**INPUT ROWS:**
-- START --
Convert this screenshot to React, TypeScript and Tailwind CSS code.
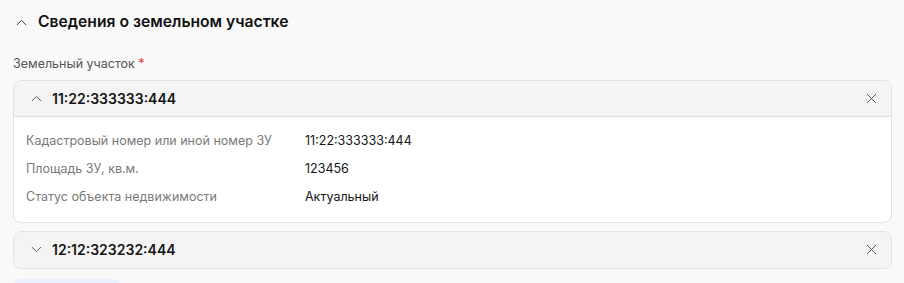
import { ChevronDown, ChevronUp, X } from "lucide-react";

const ROWS: { label: string; value: string }[] = [
  { label: "Кадастровый номер или иной номер ЗУ", value: "11:22:333333:444" },
  { label: "Площадь ЗУ, кв.м.", value: "123456" },
  { label: "Статус объекта недвижимости", value: "Актуальный" },
];

function ParcelCard({ number, open, children }: { number: string; open: boolean; children?: React.ReactNode }) {
  return (
    <div className="rounded-lg border border-[#e2e2e2] bg-white overflow-hidden">
      <div className={`flex h-[36px] items-center bg-[#f4f4f4] pl-[14px] pr-[11px] ${open ? "border-b border-[#e2e2e2]" : ""}`}>
        {open ? (
          <ChevronUp size={17} strokeWidth={1.4} className="text-[#555]" />
        ) : (
          <ChevronDown size={17} strokeWidth={1.4} className="text-[#555]" />
        )}
        <span className="ml-[7px] text-[14px] font-semibold text-[#151515]">{number}</span>
        <X size={17} strokeWidth={1.4} className="ml-auto text-[#555]" />
      </div>
      {children}
    </div>
  );
}

export default function App() {
  return (
    <div className="h-[283px] overflow-hidden bg-[#f9f9f9] px-[13px] pt-[12px] font-['Inter',sans-serif] w-[904px]">
      <div className="flex items-center h-[20px]">
        <ChevronUp size={17} strokeWidth={1.4} className="text-[#333]" />
        <h2 className="ml-[8px] text-[15.7px] font-semibold text-[#111]">Сведения о земельном участке</h2>
      </div>
      <div className="mt-[23px] text-[12.5px] text-[#555]">
        Земельный участок <span className="text-[#d33]">*</span>
      </div>
      <div className="mt-[6px] flex flex-col gap-[8px] w-[879px]">
        <ParcelCard number="11:22:333333:444" open>
          <div className="flex flex-col gap-[11px] px-[12px] pt-[15px] pb-[17px]">
            {ROWS.map((r) => (
              <div key={r.label} className="flex text-[12.5px] leading-[17px]">
                <span className="w-[279px] text-[#7a7a7a]">{r.label}</span>
                <span className="text-[#151515]">{r.value}</span>
              </div>
            ))}
          </div>
        </ParcelCard>
        <ParcelCard number="12:12:323232:444" open={false} />
      </div>
      <div className="mt-[10px] ml-[1px] h-[30px] w-[106px] rounded-md bg-[#e8f1fd]" />
    </div>
  );
}
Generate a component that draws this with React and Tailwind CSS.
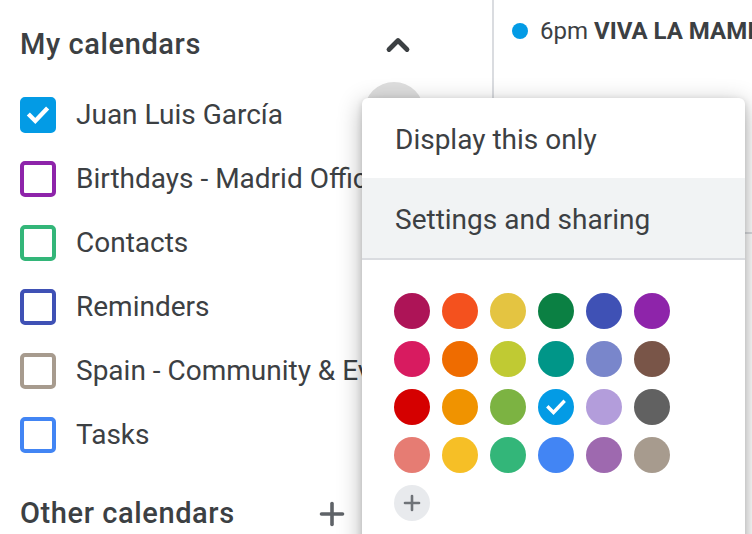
import { Plus, ChevronUp } from "lucide-react";

const CALS = [
  ["Juan Luis García", "#039be5", true],
  ["Birthdays - Madrid Office", "#8e24aa", false],
  ["Contacts", "#33b679", false],
  ["Reminders", "#3f51b5", false],
  ["Spain - Community & Events", "#a79b8e", false],
  ["Tasks", "#4285f4", false],
];

const COLORS = [
  ["#ad1457", "#f4511e", "#e4c441", "#0b8043", "#3f51b5", "#8e24aa"],
  ["#d81b60", "#ef6c00", "#c0ca33", "#009688", "#7986cb", "#795548"],
  ["#d50000", "#f09300", "#7cb342", "#039be5", "#b39ddb", "#616161"],
  ["#e67c73", "#f6bf26", "#33b679", "#4285f4", "#9e69af", "#a79b8e"],
];

function Check({ size = 26, width = 4 }) {
  return (
    <svg width={size} height={size} viewBox="0 0 24 24" fill="none">
      <path d="M4.5 12.5l5 5L19.5 7" stroke="white" strokeWidth={width} strokeLinecap="square" />
    </svg>
  );
}

export default function App() {
  return (
    <div className="relative w-[752px] h-[534px] overflow-hidden bg-white flex text-[#3c4043]" style={{ fontFamily: "Roboto, 'Noto Sans', sans-serif" }}>
      {/* Sidebar */}
      <div className="w-[494px] shrink-0 border-r-2 border-[#dadce0] overflow-hidden whitespace-nowrap">
        <div className="h-[64px] mt-[13px] pl-[20px] pr-[76px] flex items-center justify-between">
          <span className="text-[29px] font-medium tracking-[0.6px]">My calendars</span>
          <ChevronUp className="w-[36px] h-[36px] text-[#3c4043]" strokeWidth={3.2} />
        </div>
        <div className="mt-[6px]">
          {CALS.map(([name, color, on]) => (
            <div key={name} className="h-[64px] pl-[20px] flex items-center gap-[20px]">
              <div
                className="w-[36px] h-[36px] shrink-0 rounded-[5px] border-[4px] flex items-center justify-center"
                style={{ borderColor: color, background: on ? color : "white" }}
              >
                {on && <Check />}
              </div>
              <span className="text-[28px]">{name}</span>
            </div>
          ))}
        </div>
        <div className="h-[64px] mt-[15px] pl-[20px] pr-[142px] flex items-center justify-between">
          <span className="text-[29px] font-medium tracking-[0.6px]">Other calendars</span>
          <Plus className="w-[36px] h-[36px] text-[#5f6368]" strokeWidth={2.4} />
        </div>
      </div>

      {/* Calendar area */}
      <div className="flex-1 flex flex-col overflow-hidden">
        <div className="h-[234px] border-b-2 border-[#dadce0] pl-[18px] pt-[13px]">
          <div className="flex items-center gap-[12px] whitespace-nowrap text-[24px]">
            <span className="w-[16px] h-[16px] rounded-full bg-[#039be5] shrink-0" />
            <span>6pm <span className="font-bold">VIVA LA MAMI</span></span>
          </div>
        </div>
      </div>

      {/* hover circle behind menu */}
      <div className="absolute left-[364px] top-[82px] w-[60px] h-[60px] rounded-full bg-[#dedede]" />

      {/* Menu */}
      <div className="absolute left-[362px] top-[98px] w-[383px] h-[460px] bg-white rounded-[6px] shadow-[0_6px_24px_rgba(0,0,0,0.3),0_2px_6px_rgba(0,0,0,0.15)]">
        <div className="h-[80px] pl-[33px] pt-[3px] flex items-center text-[28px]">Display this only</div>
        <div className="h-[80px] pl-[33px] pt-[3px] flex items-center text-[28px] bg-[#f1f3f4]">Settings and sharing</div>
        <div className="h-[2px] bg-[#dadce0]" />
        <div className="pl-[32px] pt-[33px] flex flex-col gap-[12px]">
          {COLORS.map((row, i) => (
            <div key={i} className="flex gap-[12px]">
              {row.map((c) => (
                <div key={c} className="w-[36px] h-[36px] rounded-full flex items-center justify-center" style={{ background: c }}>
                  {c === "#039be5" && i === 2 && <Check size={24} width={3.4} />}
                </div>
              ))}
            </div>
          ))}
          <div className="w-[36px] h-[36px] rounded-full bg-[#e8eaed] flex items-center justify-center">
            <Plus className="w-[24px] h-[24px] text-[#6f7378]" strokeWidth={2.6} />
          </div>
        </div>
      </div>
    </div>
  );
}
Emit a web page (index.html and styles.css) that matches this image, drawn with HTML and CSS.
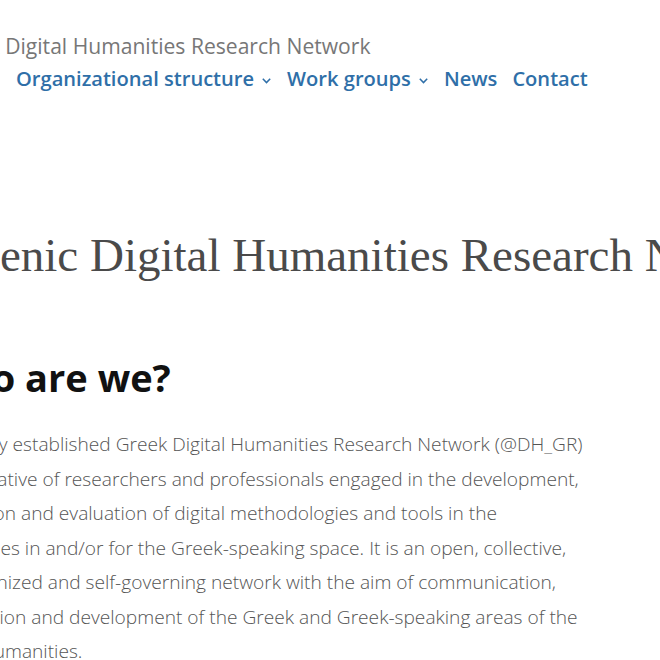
-- END --
**WHAT YOU NEED TO DO:**
Leaving all pictures aside, quote each record exactly.

**REPLY TO THE EXERCISE:**
Convert this screenshot to React, TypeScript and Tailwind CSS code.
import { ChevronDown, ChevronUp, X } from "lucide-react";

const ROWS: { label: string; value: string }[] = [
  { label: "Кадастровый номер или иной номер ЗУ", value: "11:22:333333:444" },
  { label: "Площадь ЗУ, кв.м.", value: "123456" },
  { label: "Статус объекта недвижимости", value: "Актуальный" },
];

function ParcelCard({ number, open, children }: { number: string; open: boolean; children?: React.ReactNode }) {
  return (
    <div className="rounded-lg border border-[#e2e2e2] bg-white overflow-hidden">
      <div className={`flex h-[36px] items-center bg-[#f4f4f4] pl-[14px] pr-[11px] ${open ? "border-b border-[#e2e2e2]" : ""}`}>
        {open ? (
          <ChevronUp size={17} strokeWidth={1.4} className="text-[#555]" />
        ) : (
          <ChevronDown size={17} strokeWidth={1.4} className="text-[#555]" />
        )}
        <span className="ml-[7px] text-[14px] font-semibold text-[#151515]">{number}</span>
        <X size={17} strokeWidth={1.4} className="ml-auto text-[#555]" />
      </div>
      {children}
    </div>
  );
}

export default function App() {
  return (
    <div className="h-[283px] overflow-hidden bg-[#f9f9f9] px-[13px] pt-[12px] font-['Inter',sans-serif] w-[904px]">
      <div className="flex items-center h-[20px]">
        <ChevronUp size={17} strokeWidth={1.4} className="text-[#333]" />
        <h2 className="ml-[8px] text-[15.7px] font-semibold text-[#111]">Сведения о земельном участке</h2>
      </div>
      <div className="mt-[23px] text-[12.5px] text-[#555]">
        Земельный участок <span className="text-[#d33]">*</span>
      </div>
      <div className="mt-[6px] flex flex-col gap-[8px] w-[879px]">
        <ParcelCard number="11:22:333333:444" open>
          <div className="flex flex-col gap-[11px] px-[12px] pt-[15px] pb-[17px]">
            {ROWS.map((r) => (
              <div key={r.label} className="flex text-[12.5px] leading-[17px]">
                <span className="w-[279px] text-[#7a7a7a]">{r.label}</span>
                <span className="text-[#151515]">{r.value}</span>
              </div>
            ))}
          </div>
        </ParcelCard>
        <ParcelCard number="12:12:323232:444" open={false} />
      </div>
      <div className="mt-[10px] ml-[1px] h-[30px] w-[106px] rounded-md bg-[#e8f1fd]" />
    </div>
  );
}
Generate a component that draws this with React and Tailwind CSS.
import { Plus, ChevronUp } from "lucide-react";

const CALS = [
  ["Juan Luis García", "#039be5", true],
  ["Birthdays - Madrid Office", "#8e24aa", false],
  ["Contacts", "#33b679", false],
  ["Reminders", "#3f51b5", false],
  ["Spain - Community & Events", "#a79b8e", false],
  ["Tasks", "#4285f4", false],
];

const COLORS = [
  ["#ad1457", "#f4511e", "#e4c441", "#0b8043", "#3f51b5", "#8e24aa"],
  ["#d81b60", "#ef6c00", "#c0ca33", "#009688", "#7986cb", "#795548"],
  ["#d50000", "#f09300", "#7cb342", "#039be5", "#b39ddb", "#616161"],
  ["#e67c73", "#f6bf26", "#33b679", "#4285f4", "#9e69af", "#a79b8e"],
];

function Check({ size = 26, width = 4 }) {
  return (
    <svg width={size} height={size} viewBox="0 0 24 24" fill="none">
      <path d="M4.5 12.5l5 5L19.5 7" stroke="white" strokeWidth={width} strokeLinecap="square" />
    </svg>
  );
}

export default function App() {
  return (
    <div className="relative w-[752px] h-[534px] overflow-hidden bg-white flex text-[#3c4043]" style={{ fontFamily: "Roboto, 'Noto Sans', sans-serif" }}>
      {/* Sidebar */}
      <div className="w-[494px] shrink-0 border-r-2 border-[#dadce0] overflow-hidden whitespace-nowrap">
        <div className="h-[64px] mt-[13px] pl-[20px] pr-[76px] flex items-center justify-between">
          <span className="text-[29px] font-medium tracking-[0.6px]">My calendars</span>
          <ChevronUp className="w-[36px] h-[36px] text-[#3c4043]" strokeWidth={3.2} />
        </div>
        <div className="mt-[6px]">
          {CALS.map(([name, color, on]) => (
            <div key={name} className="h-[64px] pl-[20px] flex items-center gap-[20px]">
              <div
                className="w-[36px] h-[36px] shrink-0 rounded-[5px] border-[4px] flex items-center justify-center"
                style={{ borderColor: color, background: on ? color : "white" }}
              >
                {on && <Check />}
              </div>
              <span className="text-[28px]">{name}</span>
            </div>
          ))}
        </div>
        <div className="h-[64px] mt-[15px] pl-[20px] pr-[142px] flex items-center justify-between">
          <span className="text-[29px] font-medium tracking-[0.6px]">Other calendars</span>
          <Plus className="w-[36px] h-[36px] text-[#5f6368]" strokeWidth={2.4} />
        </div>
      </div>

      {/* Calendar area */}
      <div className="flex-1 flex flex-col overflow-hidden">
        <div className="h-[234px] border-b-2 border-[#dadce0] pl-[18px] pt-[13px]">
          <div className="flex items-center gap-[12px] whitespace-nowrap text-[24px]">
            <span className="w-[16px] h-[16px] rounded-full bg-[#039be5] shrink-0" />
            <span>6pm <span className="font-bold">VIVA LA MAMI</span></span>
          </div>
        </div>
      </div>

      {/* hover circle behind menu */}
      <div className="absolute left-[364px] top-[82px] w-[60px] h-[60px] rounded-full bg-[#dedede]" />

      {/* Menu */}
      <div className="absolute left-[362px] top-[98px] w-[383px] h-[460px] bg-white rounded-[6px] shadow-[0_6px_24px_rgba(0,0,0,0.3),0_2px_6px_rgba(0,0,0,0.15)]">
        <div className="h-[80px] pl-[33px] pt-[3px] flex items-center text-[28px]">Display this only</div>
        <div className="h-[80px] pl-[33px] pt-[3px] flex items-center text-[28px] bg-[#f1f3f4]">Settings and sharing</div>
        <div className="h-[2px] bg-[#dadce0]" />
        <div className="pl-[32px] pt-[33px] flex flex-col gap-[12px]">
          {COLORS.map((row, i) => (
            <div key={i} className="flex gap-[12px]">
              {row.map((c) => (
                <div key={c} className="w-[36px] h-[36px] rounded-full flex items-center justify-center" style={{ background: c }}>
                  {c === "#039be5" && i === 2 && <Check size={24} width={3.4} />}
                </div>
              ))}
            </div>
          ))}
          <div className="w-[36px] h-[36px] rounded-full bg-[#e8eaed] flex items-center justify-center">
            <Plus className="w-[24px] h-[24px] text-[#6f7378]" strokeWidth={2.6} />
          </div>
        </div>
      </div>
    </div>
  );
}
Emit a web page (index.html and styles.css) that matches this image, drawn with HTML and CSS.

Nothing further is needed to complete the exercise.